A charitable lead annuity trust (CLAT) is an irrevocable trust that allows donors to make yearly contributions to the charitable organization of their choice while reducing their estate tax liability and transferring assets to their beneficiaries.
This split-interest trust makes it possible to fulfill charitable giving and family wealth transfer goals. You can establish a CLAT during your lifetime or upon your death.
A CLAT comprises the charitable interest, which is wholly deductible for gift and estate tax purposes, and the noncharitable remainder interest, which is taxable for gift or estate tax purposes.
How could you use a CLAT?
Suppose you have $500,000 to put in a trust. You want the trust to provide income to your favorite charity, but you also want to transfer assets to your beneficiaries. You could establish a CLAT for this purpose.
- Fund the trust with your $500,000
- Determine the period in years or a lifetime that the trust would distribute an annuity to the charity.
- Designate noncharitable beneficiaries who would receive the rest of the trust-based assets when the trust terminates.
What’s the difference between a CLAT and a CRUT?
Both a charitable lead annuity trust (CLAT) and a charitable remainder unitrust (CRUT) have a charitable organization and noncharitable beneficiaries.
Here are other similarities between the two trusts:
- Both trusts are used to make charitable donations.
- Both trusts are useful for reducing transfer taxes.
- Both trusts are irrevocable, so the grantor loses access to the funds and any income they generate.
Here are some key differences:
- Unlike charitable remainder trusts, CLATs are not exempt from income tax.
- CLATs pay the charity yearly, and the noncharitable beneficiary when the trust terminates, and CRUTs pay the noncharitable beneficiaries yearly and the charity when the trust terminates.
- CLATs operate for a certain period of time or the lifetime of the grantor. A CRUT is held to a 20-year term if you select the fixed-term option.
What are the benefits of a CLAT?
CLATs have several benefits, including:
- A CLAT allows people to make regular charitable donations.

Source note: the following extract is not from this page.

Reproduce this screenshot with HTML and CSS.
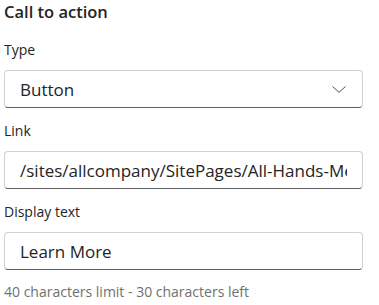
FILE: index.html
```html
<!DOCTYPE html>
<html lang="en">
  <head>
    <meta charset="UTF-8" />
    <title>Call to action</title>
    <link rel="stylesheet" href="styles.css">
  </head>
  <body>
    <div class="panel">
      <h2 class="title">Call to action</h2>

      <div class="field">
        <label class="label">Type</label>
        <div class="box dropdown">
          <span class="value">Button</span>
          <svg class="chevron" width="14" height="7" viewBox="0 0 14 7">
            <path d="M0.5 0.5 L7 6.3 L13.5 0.5" fill="none" stroke="#505050" stroke-width="1" />
          </svg>
        </div>
      </div>

      <div class="field">
        <label class="label">Link</label>
        <div class="box">
          <span class="value clip">/sites/allcompany/SitePages/All-Hands-Meeting.aspx</span>
        </div>
      </div>

      <div class="field">
        <label class="label">Display text</label>
        <div class="box">
          <span class="value">Learn More</span>
        </div>
        <div class="hint">40 characters limit - 30 characters left</div>
      </div>
    </div>
  </body>
</html>
```

FILE: styles.css
```css
* {
  margin: 0;
  padding: 0;
  box-sizing: border-box;
}

body {
  background: #fff;
  font-family: "Open Sans", sans-serif;
  color: #242424;
}

.panel {
  width: 359px;
  margin-left: 4px;
}

.title {
  font-size: 16.5px;
  font-weight: 600;
  line-height: 24px;
  margin-bottom: 16px;
}

.field {
  display: flex;
  flex-direction: column;
}

.label {
  font-size: 14px;
  line-height: 20px;
  margin-bottom: 10px;
}

.box {
  height: 38px;
  border: 1px solid #d1d1d1;
  border-bottom-color: #616161;
  border-radius: 4px;
  display: flex;
  align-items: center;
  padding: 0 15px;
  margin-bottom: 13px;
  overflow: hidden;
}

.value {
  font-size: 17px;
  white-space: nowrap;
}

.clip {
  min-width: 0;
  overflow: hidden;
  text-overflow: clip;
}

.dropdown {
  justify-content: space-between;
  padding-right: 16px;
}

.hint {
  margin-top: -1px;
  font-size: 14px;
  line-height: 20px;
  color: #707070;
}
```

- It provides a guaranteed income stream for the charity.
- It provides a way to transfer wealth to beneficiaries.
- It makes it possible to reduce estate tax liabilities.
- Flexible terms to meet your estate and tax planning needs.
- Can be established during your lifetime or upon your death.
How does a CLAT work?
Establishing a CLAT is similar to establishing other irrevocable trusts. The steps include:
- Fund your trust by transferring property, cash, publicly traded stock, securities, real estate, or other assets into the trust.
- Name a qualified U.S. charitable organization, donor-advised fund, or foundation to receive the annual payments.
- Determine the length of the trust, either for a term in years or for the grantor’s lifetime.
- When structured as a grantor trust, the donor receives an upfront charitable income tax deduction and then is responsible for paying income taxes on future trust income. The income tax deduction is calculated based on the trust term, the projected lead payments, and the IRS interest rate.
- A non-grantor trust is a separate taxpaying trust that is allowed unlimited charitable income tax deductions.
- Payouts to the charitable organization can be structured as annuity or unitrust payouts. Annuity payouts are based on a percentage of the initial value of the trust’s principal. Unitrust payouts are based on the value of the trust’s principal, calculated yearly.
Considerations when using a CLAT
CLATs are usually complicated to structure and subject to specific IRS rules, so it is a good idea to talk with your estate attorney or tax advisor before establishing one.
- Unlike a CRUT, a CLAT is not tax-exempt.
- CLATs require a legal setup and ongoing maintenance costs.
- CLATs are irrevocable, so the donor loses control over the assets in the trust.
- There can be some uncertainty over the amount of charitable giving if the donation is based on the rate of return for the trust’s investments.
- There is a risk that a CLAT will not provide the expected tax benefits if it is not structured properly or if it does not perform as expected.
Take to your estate attorney about a charitable lead annuity trust (CLAT) and a charitable remainder unitrust (CRUT) to compare the benefits and drawbacks of each trust structure.